Filling Preparation:

  • Mix together the rhubarb, strawberries, sugar, tapioca, zest and juice of lemon, cinnamon, and vanilla in a large bowl and let sit for 15 minutes while you roll out the crust. This will give the tapioca a chance to become moistened with the fruit juices that flow from the addition of sugar.

Preheat Oven to 425 degrees Farenheit


  1. Once the pastry has chilled for at least 30 minutes, remove the two disks of pastry from the refrigerator and let sit 5-10 minutes to warm a bit so they don’t crack upon being rolled out.  On a lightly floured surface, roll one disk out thin enough to line your pie plate.  Always start from the middle with the rolling pin and lift and turn as your roll to ensure a round shape and make sure it isn’t sticking. Roll prepared crust onto rolling pin, dust off excess flour with a pastry brush and carefully place into pie plate, gently pressing in to place.

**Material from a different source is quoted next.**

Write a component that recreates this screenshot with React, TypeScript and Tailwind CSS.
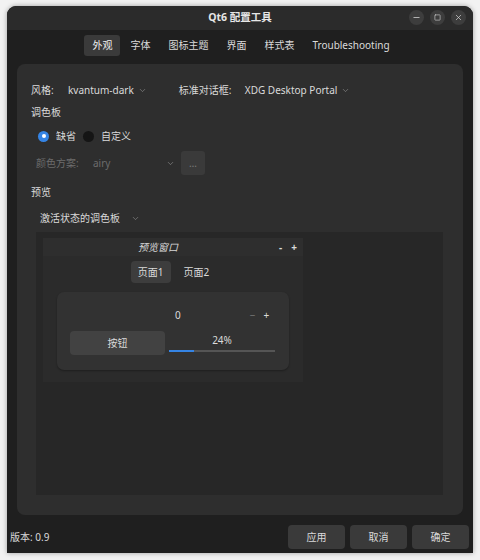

Trim any excess dough even with pie plate using a paring knife.
  2. Fill the bottom crust with well stirred filling. Roll out second disk large enough to fit on top, roll onto pin, dust off excess flour and carefully place on top. Trim dough to within 3/4 inch of pie plate, fold top crust under bottom crust so both are even with the edge. Seal by pressing together top and bottom and crimping with a fork or with your fingers into the classic triangle pattern. Vent crust in four places using a paring knife. Glaze with egg white.
  3. Place in the refrigerator for 5-10 minutes to firm up the pastry before baking. You want very cold butter to get a flaky crust.


  1. Place well chilled pie onto a lined baking sheet and bake at 425 degrees for 15 minutes.  Lower to 375 degrees and bake another 45 minutes or until the filling begins to bubble from the vents.
  2. Let cool on a wire rack completely before eating so it can set up. Refrigerate until ready to serve. The pie can be warmed in a 350 degree oven for a few minutes.
  3. Serve alone or with freshly whipped cream.